Some Republicans are understandably eager to take on these entitlements. "The third rail is not the third rail anymore," Representative Paul Ryan, a Republican from Wisconsin, said in December. Maybe he's right. But Republicans have gotten a painful shock every time they have decided it's finally safe to take on entitlements. Ronald Reagan suffered a defeat in his first year when he tried cutting Social Security's early retirement benefits. Newt Gingrich's 1995 Republican revolution fizzled when President Bill Clinton fought him over Medicare cuts. President George W. Bush's effort to reform Social Security in 2005 ended any political momentum he brought to his second term.

I think Ramesh is right. In the past, I've often wanted to think that the public is ready to deal with entitlement reforms, but Congress's propensity to procrastinate is often a function of the public's habit of doing just the same. It would be better to deal with these issues sooner rather than later, but unless both the public and the opposition party are ready to engage, it's very hard for one party to do it on its own. Just consider how difficult it was for Congressional Democrats, despite massive majorities, to pass health care reform. Entitlements would probably be even tougher since there's much more "take" and much less "give" involved.

I'm hopeful that President Obama will choose to engage on Social Security, perhaps taking up his deficit commission's proposals in the State of the Union address. It could help him re-establish some centrist credentials and, if accomplished successfully, could give the public and financial markets renewed confidence that the federal government can tackle its budget challenges. But it might be better to do nothing than to try and fail. I'm not sure how many more unsuccessful attempts at entitlement reform our lenders are willing to overlook before they decide we're not going to be able to repay what we owe.


Dellis said...

Entitlement reform is my #1 issue. If the GOP is unwilling to take on this issue now, why should I vote for a party that I oppose on virtually every social issue on the ethereal hope that a GOP-dominated government will successfully take up the mantle of entitlement reform, unlike the period from '01-'06.
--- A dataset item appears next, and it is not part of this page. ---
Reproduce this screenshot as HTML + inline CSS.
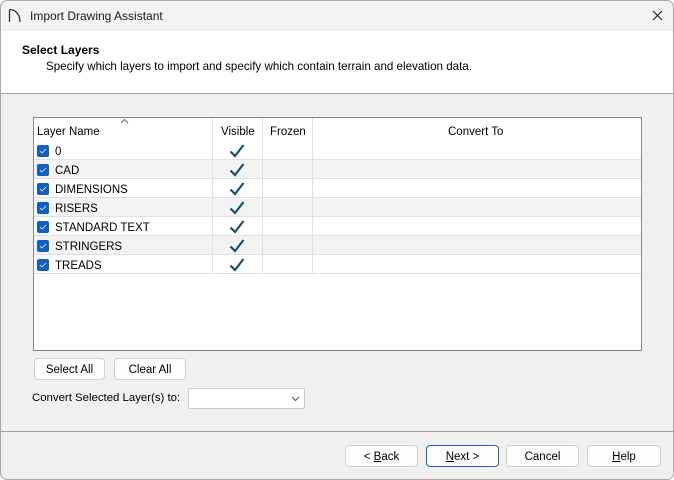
<!DOCTYPE html><html><head><style>
*{box-sizing:border-box;margin:0;padding:0}
body{width:674px;height:480px;background:#fff;font-family:"Liberation Sans",sans-serif;font-size:12px;color:#000;position:relative;overflow:hidden}
.win{position:absolute;left:0;top:0;width:674px;height:480px;border-radius:7px;overflow:hidden;background:#f0f0f0}
.frame{position:absolute;left:0;top:0;width:674px;height:480px;border:1px solid #a8a8a8;border-radius:7px;pointer-events:none}
.title{position:absolute;left:0;top:0;width:674px;height:31px;background:#f3f3f3}
.head{position:absolute;left:0;top:31px;width:674px;height:63px;background:#fff;border-bottom:1px solid #a0a0a0}
.a{position:absolute;white-space:nowrap}
.tbl{position:absolute;left:33px;top:117px;width:609px;height:234px;background:#fff;border:1px solid #828790}
.row{position:absolute;left:0;width:607px;height:19px;border-bottom:1px solid #e0e0e0}
.cb{position:absolute;left:3px;top:4px;width:12px;height:12px;background:#0f5fc5;border-radius:2px}
.btn{position:absolute;height:22px;background:#fdfdfd;border:1px solid #d0d0d0;border-radius:4px;text-align:center;line-height:22px;font-size:11.5px}
.vl{position:absolute;top:0;width:1px;background:#e0e0e0}
.rt{font-size:11.5px}
</style></head><body><div class="win">
<div class="title"><svg class="a" style="left:8px;top:8px" width="14" height="15" viewBox="0 0 14 15"><path d="M1.5 1.5V14M1.5 1.5C7 1.5 12 6 12 14" stroke="#333" stroke-width="1.3" fill="none"/></svg>
<div class="a" style="left:30px;top:9px;font-size:12px;color:#1a1a1a">Import Drawing Assistant</div>
<svg class="a" style="left:652px;top:10px" width="11" height="11"><path d="M1 1L10 10M10 1L1 10" stroke="#222" stroke-width="1.2"/></svg></div>
<div class="head"><div class="a" style="left:22px;top:12px;font-weight:bold">Select Layers</div>
<div class="a" style="left:46px;top:29px;font-size:11.6px">Specify which layers to import and specify which contain terrain and elevation data.</div></div>
<div class="tbl">
<div class="vl" style="left:178px;height:156px"></div><div class="vl" style="left:228px;height:156px"></div><div class="vl" style="left:278px;height:156px"></div>
<svg class="a" style="left:86px;top:0" width="9" height="6"><path d="M1 5L4.5 1.5L8 5" stroke="#666" fill="none"/></svg>
<div class="a rt" style="left:3px;top:8px">Layer Name</div><div class="a rt" style="left:187px;top:8px">Visible</div><div class="a rt" style="left:236px;top:8px">Frozen</div><div class="a rt" style="left:414px;top:8px">Convert To</div>
</div>
<div id="rows"></div>
<div class="btn" style="left:34px;top:358px;width:71px">Select All</div>
<div class="btn" style="left:114px;top:358px;width:72px">Clear All</div>
<div class="a" style="left:32px;top:392px;font-size:11.4px">Convert Selected Layer(s) to:</div>
<div class="a" style="left:188px;top:388px;width:117px;height:21px;background:#fff;border:1px solid #ccc;border-radius:2px"><svg style="position:absolute;left:102px;top:7px" width="9" height="6"><path d="M1 1L4.5 4.5L8 1" stroke="#555" fill="none"/></svg></div>
<div class="a" style="left:0;top:431px;width:674px;height:1px;background:#a0a0a0"></div>
<div class="btn" style="left:345px;top:445px;width:73px">&lt; <u>B</u>ack</div>
<div class="btn" style="left:426px;top:445px;width:73px;border:1px solid #1a66b8"><u>N</u>ext &gt;</div>
<div class="btn" style="left:506px;top:445px;width:73px">Cancel</div>
<div class="btn" style="left:587px;top:445px;width:74px"><u>H</u>elp</div>
</div><div class="frame"></div>
<script>
var n=["0","CAD","DIMENSIONS","RISERS","STANDARD TEXT","STRINGERS","TREADS"],h="";
n.forEach(function(t,i){h+='<div class="row" style="left:34px;top:'+(141+i*19)+'px;background:'+(i%2?'#f3f3f3':'#fff')+'"><div class="cb"><svg width="12" height="12" style="position:absolute"><path d="M3 6.2L5 8L9 4" stroke="#fff" stroke-width="0.8" fill="none"/></svg></div><div class="a rt" style="left:21px;top:5px">'+t+'</div><div class="vl" style="left:178px;height:19px"></div><div class="vl" style="left:228px;height:19px"></div><div class="vl" style="left:278px;height:19px"></div><svg class="a" style="left:195px;top:2px" width="16" height="16"><path d="M1.5 8.5L6 13L14.5 2" stroke="#17506b" stroke-width="2.2" fill="none"/></svg></div>'});
document.getElementById("rows").innerHTML=h;
</script></body></html>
This seems like a classic game of chicken to me, with the American people as the collateral. While you and Ramesh are correct that the proper strategy in a game of chicken is not to give in to the other side (in fact the opposite - to clearly broadcast a refusal to give in), I look at this from the perspective of a young working American, not a party operative. And I'm appalled at your advice.

Andrew G. Biggs said...

Good points, although I think 'appalled' may be a bit strong. If the goal is to do something, then it makes sense to time your actions for when you've got the best chance to succeed. There's only so much political capital to go around, so if you use it today and fail then it may spoil things for post-2012 when you'd actually have a chance. If there's a chance to actually do something then I'm all for it, but that requires some buy-in from the White House. If not, then maybe better to set the stage for the next election to be a decider on entitlements.

Dellis said...

I see what you're saying, and it's a valid viewpoint. I just don't see a heck of lot of evidence that entitlements will be discussed in 2012, much less that a first term GOP president will take them on. In fact, given GOP rhetoric on Medicare cuts during this past election round, I suspect that any talk about entitlements during the '12 cycle will be both parties racing to the bottom by claiming that the other party is going to cut them. My best guess is that nothing happens on entitlements and they keep growing on autopilot, and the government reacts by continuously cutting discretionary spending and raising taxes.